Maybe that’s where I’m different. When people want to hang out, for the most part, I’ll join them. They only ask me to hang out because they would be happier if I were there, so I go. I pretend I’m doing fine for the sake of others, and to help myself out, I do my recharging when people aren’t bugging me to hang out.
I’m not saying extroverts aren’t at fault either. Sometimes, you need to stop bothering the person that wants to be by himself. Maybe put down your needs and just spend some time alone for a bit. “Oh Tim, you’re not an extrovert. You don’t get it.” False. Those close to me know much I’ve craved people’s presence, and how often I’ve had to just suck it up and let people be. Sometimes you just gotta do something that makes you uncomfortable for somebody else, and if you do it enough, maybe you’ll eventually be less uncomfortable with it.
That’s just the most easily demonstrated of the four personality traits. I think this applies to every one of the other traits as well. Yes, everybody operates differently and has different tendencies, but it’s not impossible to see things the way other people do, and it’s not impossible to put yourself aside for a little bit to help somebody out.
People use their personality as an excuse to not do/do (hehe I said doodoo) something way too often. It’s not a crutch.
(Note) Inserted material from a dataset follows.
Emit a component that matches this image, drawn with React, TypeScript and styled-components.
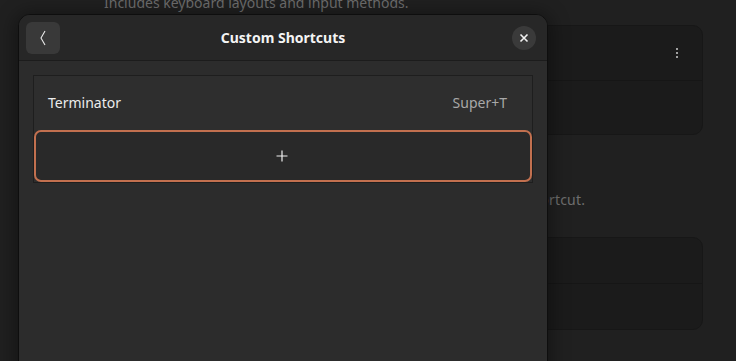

It’s simply one’s natural tendency to do something, and it can suppressed, especially to show other people you care about them.
This is just how I feel, and if this piece of my mind can be categorized into any one of EISNTFPJ, then I recant and maybe I don’t really get people, but I’ve taken many of these tests many times (I really tried to get meaningful results), and I’ve every combination of each of those letters, so I don’t think I fall into any of these categories. If anything, this means that the test isn’t conclusive, and more letters need to be added, but I think that’s the wrong way of going about it. We’re never going to have enough letters to categorize everybody.
Don’t get me wrong. Some people fit very well into these categories and they definitely learn a lot about themselves through this test. I’m not saying that you shouldn’t be yourself. I’m just saying that it’s not impossible to see things like someone else and change your tendencies, and because of that, your test results aren’t really something that you should use as an excuse or take too seriously like too many people do.
If you pretend to like something enough, you may eventually actually like it. After all, that’s how I fell in love with Jesus.